Problem statement
Retype the whole listing, please, keeping every line exact and dropping the pictures.

** Start Data lines **

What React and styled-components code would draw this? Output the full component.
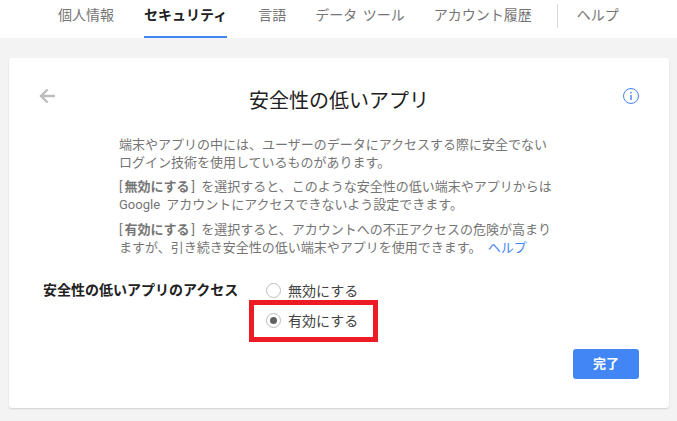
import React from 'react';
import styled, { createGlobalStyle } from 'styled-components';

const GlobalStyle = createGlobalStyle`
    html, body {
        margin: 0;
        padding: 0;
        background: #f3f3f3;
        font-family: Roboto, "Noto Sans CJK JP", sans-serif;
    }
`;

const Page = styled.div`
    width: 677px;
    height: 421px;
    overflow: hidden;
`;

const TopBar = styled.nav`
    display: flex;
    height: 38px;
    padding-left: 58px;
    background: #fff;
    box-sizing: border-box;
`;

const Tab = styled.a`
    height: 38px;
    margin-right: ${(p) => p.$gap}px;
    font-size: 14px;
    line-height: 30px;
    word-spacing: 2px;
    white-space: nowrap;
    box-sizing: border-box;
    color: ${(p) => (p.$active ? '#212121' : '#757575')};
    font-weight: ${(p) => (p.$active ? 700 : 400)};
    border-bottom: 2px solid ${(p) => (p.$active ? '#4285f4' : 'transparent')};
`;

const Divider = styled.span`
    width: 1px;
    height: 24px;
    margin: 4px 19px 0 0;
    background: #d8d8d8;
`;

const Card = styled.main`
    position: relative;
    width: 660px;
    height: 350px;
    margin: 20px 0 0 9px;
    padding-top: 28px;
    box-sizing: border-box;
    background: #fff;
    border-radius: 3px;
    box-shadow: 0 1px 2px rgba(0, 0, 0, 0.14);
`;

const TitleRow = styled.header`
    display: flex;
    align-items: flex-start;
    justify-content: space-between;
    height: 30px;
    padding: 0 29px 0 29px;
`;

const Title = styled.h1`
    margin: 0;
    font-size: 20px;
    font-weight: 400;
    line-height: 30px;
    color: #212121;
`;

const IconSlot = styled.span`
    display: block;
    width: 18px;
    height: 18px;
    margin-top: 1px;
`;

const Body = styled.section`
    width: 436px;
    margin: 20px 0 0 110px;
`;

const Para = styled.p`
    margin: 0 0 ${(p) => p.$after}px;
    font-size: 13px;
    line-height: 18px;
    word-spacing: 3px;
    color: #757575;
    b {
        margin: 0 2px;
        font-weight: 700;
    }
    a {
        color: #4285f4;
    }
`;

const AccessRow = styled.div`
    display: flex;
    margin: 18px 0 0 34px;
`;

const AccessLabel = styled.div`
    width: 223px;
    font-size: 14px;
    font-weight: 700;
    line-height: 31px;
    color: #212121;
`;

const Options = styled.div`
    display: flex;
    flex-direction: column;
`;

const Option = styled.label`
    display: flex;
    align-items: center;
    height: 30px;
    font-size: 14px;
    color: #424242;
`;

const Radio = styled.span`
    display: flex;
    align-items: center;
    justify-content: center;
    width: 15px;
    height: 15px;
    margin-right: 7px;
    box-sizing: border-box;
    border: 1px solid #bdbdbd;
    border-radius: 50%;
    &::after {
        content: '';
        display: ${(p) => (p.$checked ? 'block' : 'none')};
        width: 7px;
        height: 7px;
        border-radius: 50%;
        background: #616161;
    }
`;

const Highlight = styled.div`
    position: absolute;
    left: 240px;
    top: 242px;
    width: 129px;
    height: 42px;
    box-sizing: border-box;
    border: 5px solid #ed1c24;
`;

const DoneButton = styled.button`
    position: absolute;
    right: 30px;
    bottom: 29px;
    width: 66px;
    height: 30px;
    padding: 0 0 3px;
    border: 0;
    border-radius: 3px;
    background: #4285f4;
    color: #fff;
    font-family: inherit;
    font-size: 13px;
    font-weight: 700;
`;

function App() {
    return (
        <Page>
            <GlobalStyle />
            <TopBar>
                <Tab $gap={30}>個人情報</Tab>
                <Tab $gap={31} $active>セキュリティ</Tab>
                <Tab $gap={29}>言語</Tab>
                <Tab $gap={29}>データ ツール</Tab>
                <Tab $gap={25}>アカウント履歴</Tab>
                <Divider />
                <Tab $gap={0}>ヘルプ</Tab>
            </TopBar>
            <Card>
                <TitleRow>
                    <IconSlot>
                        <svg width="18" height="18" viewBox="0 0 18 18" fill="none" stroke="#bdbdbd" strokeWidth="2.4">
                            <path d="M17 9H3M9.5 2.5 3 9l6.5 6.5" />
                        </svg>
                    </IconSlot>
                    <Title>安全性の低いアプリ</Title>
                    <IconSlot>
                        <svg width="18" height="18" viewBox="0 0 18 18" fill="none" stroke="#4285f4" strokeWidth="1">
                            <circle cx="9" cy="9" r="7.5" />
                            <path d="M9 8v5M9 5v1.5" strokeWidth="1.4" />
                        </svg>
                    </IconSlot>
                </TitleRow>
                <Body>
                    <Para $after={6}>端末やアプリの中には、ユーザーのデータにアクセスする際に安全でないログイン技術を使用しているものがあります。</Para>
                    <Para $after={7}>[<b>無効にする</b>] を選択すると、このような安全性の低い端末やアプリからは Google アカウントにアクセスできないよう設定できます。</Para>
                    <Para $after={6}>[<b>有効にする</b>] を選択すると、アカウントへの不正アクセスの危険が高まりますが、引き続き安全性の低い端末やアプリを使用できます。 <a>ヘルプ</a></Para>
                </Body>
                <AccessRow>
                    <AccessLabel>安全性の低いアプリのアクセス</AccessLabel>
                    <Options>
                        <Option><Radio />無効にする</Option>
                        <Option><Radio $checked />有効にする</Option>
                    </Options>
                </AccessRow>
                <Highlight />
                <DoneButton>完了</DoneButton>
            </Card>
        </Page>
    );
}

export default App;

** End Data lines **

Response
What React and styled-components code would draw this? Output the full component.
import React from 'react';
import styled, { createGlobalStyle } from 'styled-components';

const GlobalStyle = createGlobalStyle`
    html, body {
        margin: 0;
        padding: 0;
        background: #f3f3f3;
        font-family: Roboto, "Noto Sans CJK JP", sans-serif;
    }
`;

const Page = styled.div`
    width: 677px;
    height: 421px;
    overflow: hidden;
`;

const TopBar = styled.nav`
    display: flex;
    height: 38px;
    padding-left: 58px;
    background: #fff;
    box-sizing: border-box;
`;

const Tab = styled.a`
    height: 38px;
    margin-right: ${(p) => p.$gap}px;
    font-size: 14px;
    line-height: 30px;
    word-spacing: 2px;
    white-space: nowrap;
    box-sizing: border-box;
    color: ${(p) => (p.$active ? '#212121' : '#757575')};
    font-weight: ${(p) => (p.$active ? 700 : 400)};
    border-bottom: 2px solid ${(p) => (p.$active ? '#4285f4' : 'transparent')};
`;

const Divider = styled.span`
    width: 1px;
    height: 24px;
    margin: 4px 19px 0 0;
    background: #d8d8d8;
`;

const Card = styled.main`
    position: relative;
    width: 660px;
    height: 350px;
    margin: 20px 0 0 9px;
    padding-top: 28px;
    box-sizing: border-box;
    background: #fff;
    border-radius: 3px;
    box-shadow: 0 1px 2px rgba(0, 0, 0, 0.14);
`;

const TitleRow = styled.header`
    display: flex;
    align-items: flex-start;
    justify-content: space-between;
    height: 30px;
    padding: 0 29px 0 29px;
`;

const Title = styled.h1`
    margin: 0;
    font-size: 20px;
    font-weight: 400;
    line-height: 30px;
    color: #212121;
`;

const IconSlot = styled.span`
    display: block;
    width: 18px;
    height: 18px;
    margin-top: 1px;
`;

const Body = styled.section`
    width: 436px;
    margin: 20px 0 0 110px;
`;

const Para = styled.p`
    margin: 0 0 ${(p) => p.$after}px;
    font-size: 13px;
    line-height: 18px;
    word-spacing: 3px;
    color: #757575;
    b {
        margin: 0 2px;
        font-weight: 700;
    }
    a {
        color: #4285f4;
    }
`;

const AccessRow = styled.div`
    display: flex;
    margin: 18px 0 0 34px;
`;

const AccessLabel = styled.div`
    width: 223px;
    font-size: 14px;
    font-weight: 700;
    line-height: 31px;
    color: #212121;
`;

const Options = styled.div`
    display: flex;
    flex-direction: column;
`;

const Option = styled.label`
    display: flex;
    align-items: center;
    height: 30px;
    font-size: 14px;
    color: #424242;
`;

const Radio = styled.span`
    display: flex;
    align-items: center;
    justify-content: center;
    width: 15px;
    height: 15px;
    margin-right: 7px;
    box-sizing: border-box;
    border: 1px solid #bdbdbd;
    border-radius: 50%;
    &::after {
        content: '';
        display: ${(p) => (p.$checked ? 'block' : 'none')};
        width: 7px;
        height: 7px;
        border-radius: 50%;
        background: #616161;
    }
`;

const Highlight = styled.div`
    position: absolute;
    left: 240px;
    top: 242px;
    width: 129px;
    height: 42px;
    box-sizing: border-box;
    border: 5px solid #ed1c24;
`;

const DoneButton = styled.button`
    position: absolute;
    right: 30px;
    bottom: 29px;
    width: 66px;
    height: 30px;
    padding: 0 0 3px;
    border: 0;
    border-radius: 3px;
    background: #4285f4;
    color: #fff;
    font-family: inherit;
    font-size: 13px;
    font-weight: 700;
`;

function App() {
    return (
        <Page>
            <GlobalStyle />
            <TopBar>
                <Tab $gap={30}>個人情報</Tab>
                <Tab $gap={31} $active>セキュリティ</Tab>
                <Tab $gap={29}>言語</Tab>
                <Tab $gap={29}>データ ツール</Tab>
                <Tab $gap={25}>アカウント履歴</Tab>
                <Divider />
                <Tab $gap={0}>ヘルプ</Tab>
            </TopBar>
            <Card>
                <TitleRow>
                    <IconSlot>
                        <svg width="18" height="18" viewBox="0 0 18 18" fill="none" stroke="#bdbdbd" strokeWidth="2.4">
                            <path d="M17 9H3M9.5 2.5 3 9l6.5 6.5" />
                        </svg>
                    </IconSlot>
                    <Title>安全性の低いアプリ</Title>
                    <IconSlot>
                        <svg width="18" height="18" viewBox="0 0 18 18" fill="none" stroke="#4285f4" strokeWidth="1">
                            <circle cx="9" cy="9" r="7.5" />
                            <path d="M9 8v5M9 5v1.5" strokeWidth="1.4" />
                        </svg>
                    </IconSlot>
                </TitleRow>
                <Body>
                    <Para $after={6}>端末やアプリの中には、ユーザーのデータにアクセスする際に安全でないログイン技術を使用しているものがあります。</Para>
                    <Para $after={7}>[<b>無効にする</b>] を選択すると、このような安全性の低い端末やアプリからは Google アカウントにアクセスできないよう設定できます。</Para>
                    <Para $after={6}>[<b>有効にする</b>] を選択すると、アカウントへの不正アクセスの危険が高まりますが、引き続き安全性の低い端末やアプリを使用できます。 <a>ヘルプ</a></Para>
                </Body>
                <AccessRow>
                    <AccessLabel>安全性の低いアプリのアクセス</AccessLabel>
                    <Options>
                        <Option><Radio />無効にする</Option>
                        <Option><Radio $checked />有効にする</Option>
                    </Options>
                </AccessRow>
                <Highlight />
                <DoneButton>完了</DoneButton>
            </Card>
        </Page>
    );
}

export default App;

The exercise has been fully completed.